Problem statement
Leave out the pictures and reproduce all of the data exactly.

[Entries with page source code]

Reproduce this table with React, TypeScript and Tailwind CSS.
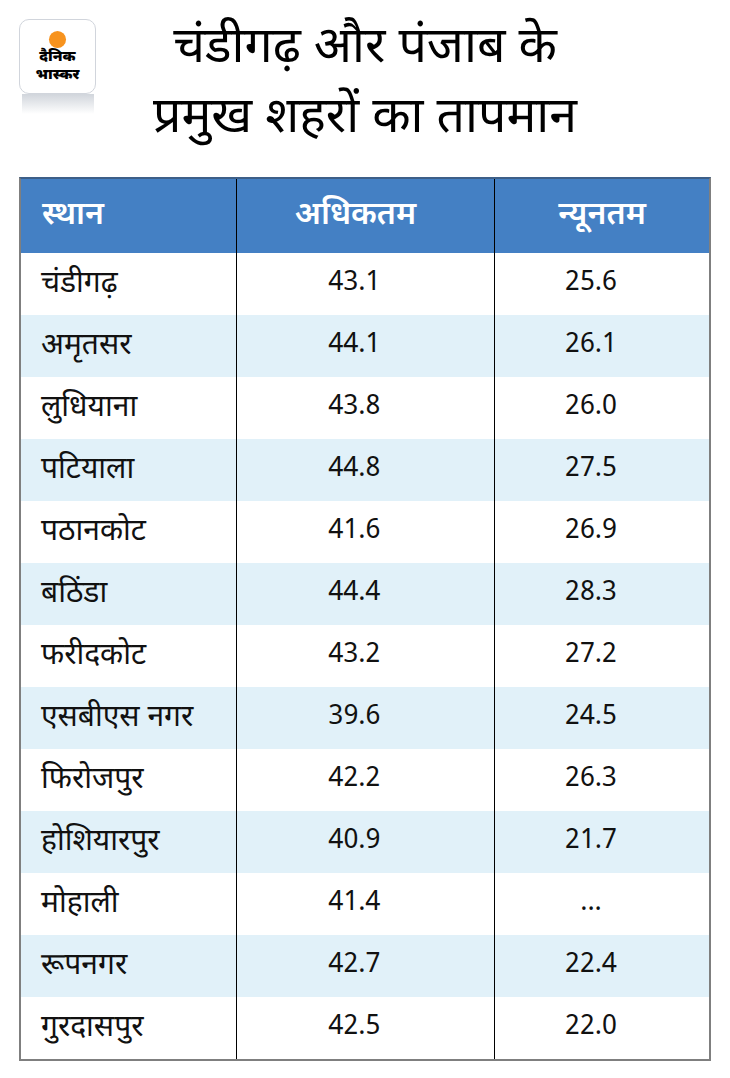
const rows: [string, string, string][] = [
  ['चंडीगढ़', '43.1', '25.6'],
  ['अमृतसर', '44.1', '26.1'],
  ['लुधियाना', '43.8', '26.0'],
  ['पटियाला', '44.8', '27.5'],
  ['पठानकोट', '41.6', '26.9'],
  ['बठिंडा', '44.4', '28.3'],
  ['फरीदकोट', '43.2', '27.2'],
  ['एसबीएस नगर', '39.6', '24.5'],
  ['फिरोजपुर', '42.2', '26.3'],
  ['होशियारपुर', '40.9', '21.7'],
  ['मोहाली', '41.4', '...'],
  ['रूपनगर', '42.7', '22.4'],
  ['गुरदासपुर', '42.5', '22.0'],
];

const font = { fontFamily: '"Noto Sans Devanagari", "Noto Sans", "Open Sans", sans-serif' };

function Logo() {
  return (
    <div className="flex flex-col items-center">
      <div className="flex h-[75px] w-[77px] flex-col items-center justify-center rounded-[10px] border border-gray-300 bg-white pt-[2px]">
        <svg width="19" height="19" viewBox="0 0 20 20">
          <circle cx="10" cy="10" r="9" fill="#f7931e" />
        </svg>
        <div className="text-[15px] font-black leading-[18px] text-black">दैनिक</div>
        <div className="text-[15px] font-black leading-[18px] text-black">भास्कर</div>
      </div>
      <div className="h-[20px] w-[72px] bg-gradient-to-b from-gray-300 to-white" />
    </div>
  );
}

export default function App() {
  return (
    <div className="h-[1078px] w-[730px] bg-white" style={font}>
      <div className="grid grid-cols-[96px_1fr_96px] pt-[15px]">
        <div className="pl-[19px] pt-[4px]">
          <Logo />
        </div>
        <h1 className="text-center text-[50px] font-normal leading-[70px] text-black">
          चंडीगढ़ और पंजाब के
          <br />
          प्रमुख शहरों का तापमान
        </h1>
        <div />
      </div>

      <div className="mx-[19px] mt-[22px] w-[692px] border-2 border-t-[#3d5f88] border-x-[#7f7f7f] border-b-[#7f7f7f]">
        <div className="grid h-[74px] grid-cols-[215px_258px_1fr] bg-[#4480c4] text-[32px] font-semibold text-white">
          <div className="flex items-center pl-[21px]">स्थान</div>
          <div className="flex items-center justify-center border-l border-black pr-[20px]">अधिकतम</div>
          <div className="flex items-center justify-center border-l border-black">न्यूनतम</div>
        </div>
        {rows.map(([city, max, min], i) => (
          <div
            key={city}
            className={`grid h-[62px] grid-cols-[215px_258px_1fr] text-[30px] text-[#111] ${
              i % 2 === 1 ? 'bg-[#e1f1f9]' : 'bg-white'
            }`}
          >
            <div className="flex items-center pl-[20px]">{city}</div>
            <div className="flex items-center justify-center border-l border-black pr-[22px] text-[27px]">{max}</div>
            <div className="flex items-center justify-center border-l border-black pr-[22px] text-[27px]">{min}</div>
          </div>
        ))}
      </div>
    </div>
  );
}
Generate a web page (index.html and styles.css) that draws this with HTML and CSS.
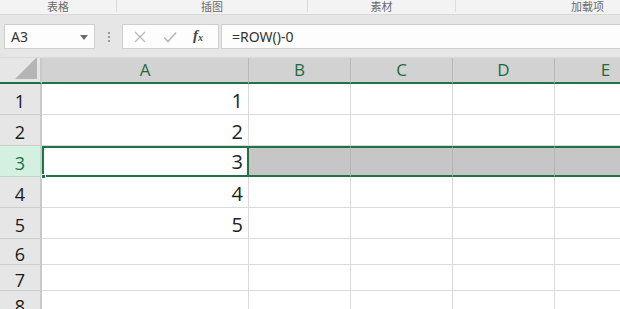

Reply to the task
Reproduce this table with React, TypeScript and Tailwind CSS.
const rows: [string, string, string][] = [
  ['चंडीगढ़', '43.1', '25.6'],
  ['अमृतसर', '44.1', '26.1'],
  ['लुधियाना', '43.8', '26.0'],
  ['पटियाला', '44.8', '27.5'],
  ['पठानकोट', '41.6', '26.9'],
  ['बठिंडा', '44.4', '28.3'],
  ['फरीदकोट', '43.2', '27.2'],
  ['एसबीएस नगर', '39.6', '24.5'],
  ['फिरोजपुर', '42.2', '26.3'],
  ['होशियारपुर', '40.9', '21.7'],
  ['मोहाली', '41.4', '...'],
  ['रूपनगर', '42.7', '22.4'],
  ['गुरदासपुर', '42.5', '22.0'],
];

const font = { fontFamily: '"Noto Sans Devanagari", "Noto Sans", "Open Sans", sans-serif' };

function Logo() {
  return (
    <div className="flex flex-col items-center">
      <div className="flex h-[75px] w-[77px] flex-col items-center justify-center rounded-[10px] border border-gray-300 bg-white pt-[2px]">
        <svg width="19" height="19" viewBox="0 0 20 20">
          <circle cx="10" cy="10" r="9" fill="#f7931e" />
        </svg>
        <div className="text-[15px] font-black leading-[18px] text-black">दैनिक</div>
        <div className="text-[15px] font-black leading-[18px] text-black">भास्कर</div>
      </div>
      <div className="h-[20px] w-[72px] bg-gradient-to-b from-gray-300 to-white" />
    </div>
  );
}

export default function App() {
  return (
    <div className="h-[1078px] w-[730px] bg-white" style={font}>
      <div className="grid grid-cols-[96px_1fr_96px] pt-[15px]">
        <div className="pl-[19px] pt-[4px]">
          <Logo />
        </div>
        <h1 className="text-center text-[50px] font-normal leading-[70px] text-black">
          चंडीगढ़ और पंजाब के
          <br />
          प्रमुख शहरों का तापमान
        </h1>
        <div />
      </div>

      <div className="mx-[19px] mt-[22px] w-[692px] border-2 border-t-[#3d5f88] border-x-[#7f7f7f] border-b-[#7f7f7f]">
        <div className="grid h-[74px] grid-cols-[215px_258px_1fr] bg-[#4480c4] text-[32px] font-semibold text-white">
          <div className="flex items-center pl-[21px]">स्थान</div>
          <div className="flex items-center justify-center border-l border-black pr-[20px]">अधिकतम</div>
          <div className="flex items-center justify-center border-l border-black">न्यूनतम</div>
        </div>
        {rows.map(([city, max, min], i) => (
          <div
            key={city}
            className={`grid h-[62px] grid-cols-[215px_258px_1fr] text-[30px] text-[#111] ${
              i % 2 === 1 ? 'bg-[#e1f1f9]' : 'bg-white'
            }`}
          >
            <div className="flex items-center pl-[20px]">{city}</div>
            <div className="flex items-center justify-center border-l border-black pr-[22px] text-[27px]">{max}</div>
            <div className="flex items-center justify-center border-l border-black pr-[22px] text-[27px]">{min}</div>
          </div>
        ))}
      </div>
    </div>
  );
}
Generate a web page (index.html and styles.css) that draws this with HTML and CSS.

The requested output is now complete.